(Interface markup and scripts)

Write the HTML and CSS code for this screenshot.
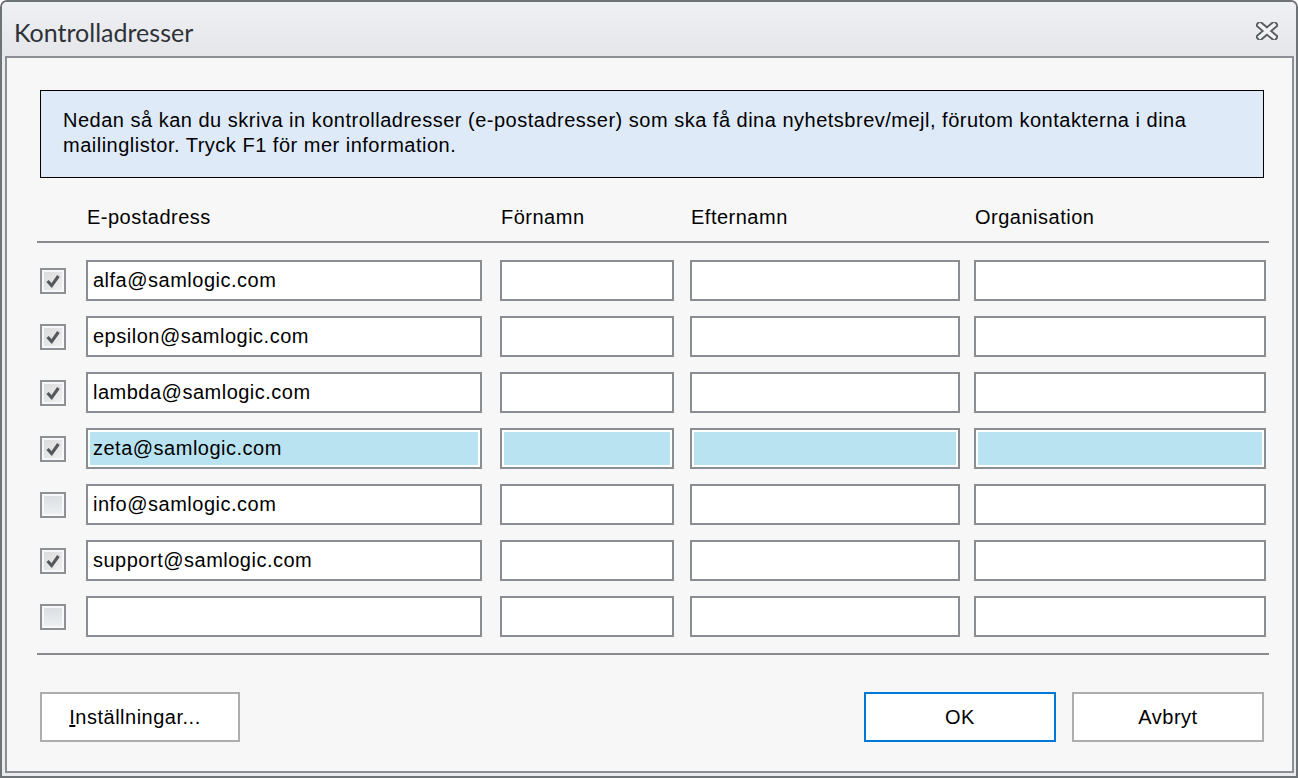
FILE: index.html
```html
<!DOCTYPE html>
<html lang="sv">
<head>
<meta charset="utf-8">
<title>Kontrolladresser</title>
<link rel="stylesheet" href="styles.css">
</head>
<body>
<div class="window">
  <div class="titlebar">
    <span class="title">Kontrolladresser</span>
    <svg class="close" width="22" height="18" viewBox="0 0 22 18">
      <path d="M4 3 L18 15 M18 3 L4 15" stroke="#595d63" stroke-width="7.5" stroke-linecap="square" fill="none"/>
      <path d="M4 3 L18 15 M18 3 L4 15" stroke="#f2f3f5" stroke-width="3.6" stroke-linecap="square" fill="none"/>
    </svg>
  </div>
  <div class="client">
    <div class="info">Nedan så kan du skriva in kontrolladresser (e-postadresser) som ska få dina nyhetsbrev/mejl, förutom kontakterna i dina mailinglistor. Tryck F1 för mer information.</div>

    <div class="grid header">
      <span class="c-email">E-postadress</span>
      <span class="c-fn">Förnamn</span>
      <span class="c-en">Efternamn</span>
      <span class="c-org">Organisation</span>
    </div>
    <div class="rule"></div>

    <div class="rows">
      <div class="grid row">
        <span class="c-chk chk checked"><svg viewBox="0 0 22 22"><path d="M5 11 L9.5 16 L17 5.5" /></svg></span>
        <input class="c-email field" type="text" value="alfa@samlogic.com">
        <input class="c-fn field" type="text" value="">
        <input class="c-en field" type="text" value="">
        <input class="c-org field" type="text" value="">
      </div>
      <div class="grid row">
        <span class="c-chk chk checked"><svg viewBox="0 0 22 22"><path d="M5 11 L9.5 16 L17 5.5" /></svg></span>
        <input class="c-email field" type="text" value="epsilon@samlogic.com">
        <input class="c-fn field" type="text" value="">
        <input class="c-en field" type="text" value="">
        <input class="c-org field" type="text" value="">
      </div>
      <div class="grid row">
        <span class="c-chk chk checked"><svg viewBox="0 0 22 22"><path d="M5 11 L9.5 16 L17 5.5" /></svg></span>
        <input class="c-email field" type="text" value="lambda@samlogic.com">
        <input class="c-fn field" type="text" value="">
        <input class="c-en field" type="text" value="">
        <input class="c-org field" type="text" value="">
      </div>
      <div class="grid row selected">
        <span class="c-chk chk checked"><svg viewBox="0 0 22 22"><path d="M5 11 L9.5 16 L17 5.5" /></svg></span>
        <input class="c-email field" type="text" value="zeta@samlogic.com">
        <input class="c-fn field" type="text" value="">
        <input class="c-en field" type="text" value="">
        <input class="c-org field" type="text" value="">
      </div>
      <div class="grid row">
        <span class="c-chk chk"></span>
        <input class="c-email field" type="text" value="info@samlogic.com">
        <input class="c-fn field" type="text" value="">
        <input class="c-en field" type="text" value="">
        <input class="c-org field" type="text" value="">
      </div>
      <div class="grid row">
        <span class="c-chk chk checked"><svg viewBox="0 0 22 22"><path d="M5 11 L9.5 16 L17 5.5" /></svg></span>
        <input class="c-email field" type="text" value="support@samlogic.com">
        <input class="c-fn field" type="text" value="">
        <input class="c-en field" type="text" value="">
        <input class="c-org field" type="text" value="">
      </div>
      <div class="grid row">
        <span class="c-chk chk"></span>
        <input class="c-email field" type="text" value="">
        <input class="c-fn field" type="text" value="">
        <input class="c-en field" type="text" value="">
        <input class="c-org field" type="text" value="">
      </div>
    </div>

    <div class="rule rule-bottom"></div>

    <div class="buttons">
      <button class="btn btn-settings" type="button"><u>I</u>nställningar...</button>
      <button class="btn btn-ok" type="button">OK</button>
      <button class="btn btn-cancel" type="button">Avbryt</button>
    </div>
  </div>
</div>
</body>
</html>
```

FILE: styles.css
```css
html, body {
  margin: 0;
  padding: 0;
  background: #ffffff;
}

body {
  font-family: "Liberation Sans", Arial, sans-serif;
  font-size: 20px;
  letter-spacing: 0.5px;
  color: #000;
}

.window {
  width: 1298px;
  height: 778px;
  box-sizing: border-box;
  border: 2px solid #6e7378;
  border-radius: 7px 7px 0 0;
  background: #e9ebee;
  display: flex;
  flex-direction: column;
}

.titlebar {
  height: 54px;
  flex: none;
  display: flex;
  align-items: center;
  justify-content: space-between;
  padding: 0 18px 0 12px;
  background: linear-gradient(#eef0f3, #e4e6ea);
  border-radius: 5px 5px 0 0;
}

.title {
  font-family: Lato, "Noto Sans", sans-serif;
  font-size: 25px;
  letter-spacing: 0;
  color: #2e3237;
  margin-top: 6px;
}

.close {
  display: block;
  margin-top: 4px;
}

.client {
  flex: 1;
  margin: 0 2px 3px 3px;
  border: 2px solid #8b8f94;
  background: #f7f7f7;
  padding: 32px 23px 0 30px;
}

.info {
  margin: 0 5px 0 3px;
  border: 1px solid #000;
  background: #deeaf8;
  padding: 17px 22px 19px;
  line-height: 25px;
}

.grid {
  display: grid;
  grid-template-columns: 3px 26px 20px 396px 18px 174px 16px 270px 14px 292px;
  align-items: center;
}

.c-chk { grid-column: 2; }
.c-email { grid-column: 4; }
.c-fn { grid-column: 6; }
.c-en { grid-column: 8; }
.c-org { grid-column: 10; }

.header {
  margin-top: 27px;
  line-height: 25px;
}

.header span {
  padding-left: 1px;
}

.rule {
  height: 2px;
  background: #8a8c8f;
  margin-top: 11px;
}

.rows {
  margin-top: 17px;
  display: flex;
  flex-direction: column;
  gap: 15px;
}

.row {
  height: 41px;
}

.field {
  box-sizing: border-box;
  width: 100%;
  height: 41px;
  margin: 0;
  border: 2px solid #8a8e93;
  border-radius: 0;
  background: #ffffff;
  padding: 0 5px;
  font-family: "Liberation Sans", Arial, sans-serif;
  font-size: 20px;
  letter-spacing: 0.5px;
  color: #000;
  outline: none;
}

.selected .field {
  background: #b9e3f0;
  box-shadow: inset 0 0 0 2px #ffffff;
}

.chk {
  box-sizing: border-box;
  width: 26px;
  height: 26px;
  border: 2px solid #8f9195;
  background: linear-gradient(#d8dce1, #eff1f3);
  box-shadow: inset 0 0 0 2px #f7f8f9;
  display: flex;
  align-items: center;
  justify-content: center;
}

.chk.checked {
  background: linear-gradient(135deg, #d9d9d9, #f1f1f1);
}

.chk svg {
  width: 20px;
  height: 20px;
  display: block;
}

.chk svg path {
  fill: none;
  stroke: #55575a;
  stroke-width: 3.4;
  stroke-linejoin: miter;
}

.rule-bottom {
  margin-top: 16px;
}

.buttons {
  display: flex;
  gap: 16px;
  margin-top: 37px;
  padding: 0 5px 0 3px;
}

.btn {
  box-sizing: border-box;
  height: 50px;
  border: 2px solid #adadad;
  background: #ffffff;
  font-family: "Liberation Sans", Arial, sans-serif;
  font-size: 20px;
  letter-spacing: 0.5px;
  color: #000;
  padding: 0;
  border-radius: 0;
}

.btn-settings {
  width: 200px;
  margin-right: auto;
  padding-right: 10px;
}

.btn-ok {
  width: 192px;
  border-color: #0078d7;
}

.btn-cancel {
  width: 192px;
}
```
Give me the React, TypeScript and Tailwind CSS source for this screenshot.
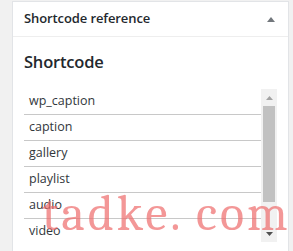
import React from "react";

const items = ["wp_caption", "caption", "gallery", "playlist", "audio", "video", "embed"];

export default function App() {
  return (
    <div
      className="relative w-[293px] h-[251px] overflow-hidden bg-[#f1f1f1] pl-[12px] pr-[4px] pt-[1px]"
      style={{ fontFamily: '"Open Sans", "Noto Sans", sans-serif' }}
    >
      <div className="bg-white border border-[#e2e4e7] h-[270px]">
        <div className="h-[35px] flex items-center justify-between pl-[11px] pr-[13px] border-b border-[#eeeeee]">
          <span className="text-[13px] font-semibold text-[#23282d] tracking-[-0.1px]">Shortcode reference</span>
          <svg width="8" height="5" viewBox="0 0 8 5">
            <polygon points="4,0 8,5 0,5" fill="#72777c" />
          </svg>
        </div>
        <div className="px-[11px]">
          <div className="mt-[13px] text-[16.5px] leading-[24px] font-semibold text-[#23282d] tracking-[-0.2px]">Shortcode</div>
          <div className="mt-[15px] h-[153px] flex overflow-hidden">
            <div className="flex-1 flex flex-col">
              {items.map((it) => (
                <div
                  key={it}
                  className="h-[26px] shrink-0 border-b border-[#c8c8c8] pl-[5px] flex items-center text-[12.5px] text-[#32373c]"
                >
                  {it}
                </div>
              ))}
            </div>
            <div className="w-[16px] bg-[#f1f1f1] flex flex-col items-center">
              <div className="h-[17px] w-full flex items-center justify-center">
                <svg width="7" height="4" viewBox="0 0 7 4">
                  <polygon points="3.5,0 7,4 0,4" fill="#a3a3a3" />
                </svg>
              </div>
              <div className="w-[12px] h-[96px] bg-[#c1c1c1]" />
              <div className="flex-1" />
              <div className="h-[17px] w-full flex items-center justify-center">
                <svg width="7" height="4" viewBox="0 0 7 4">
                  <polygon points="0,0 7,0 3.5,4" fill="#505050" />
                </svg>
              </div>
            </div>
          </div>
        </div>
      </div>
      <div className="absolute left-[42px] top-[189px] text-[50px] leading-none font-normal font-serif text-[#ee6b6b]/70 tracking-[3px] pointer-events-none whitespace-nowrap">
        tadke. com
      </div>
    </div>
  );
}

Set exercise: Check every line of the data above for the string "React", and copy those that have it.

Final result:
Give me the React, TypeScript and Tailwind CSS source for this screenshot.
import React from "react";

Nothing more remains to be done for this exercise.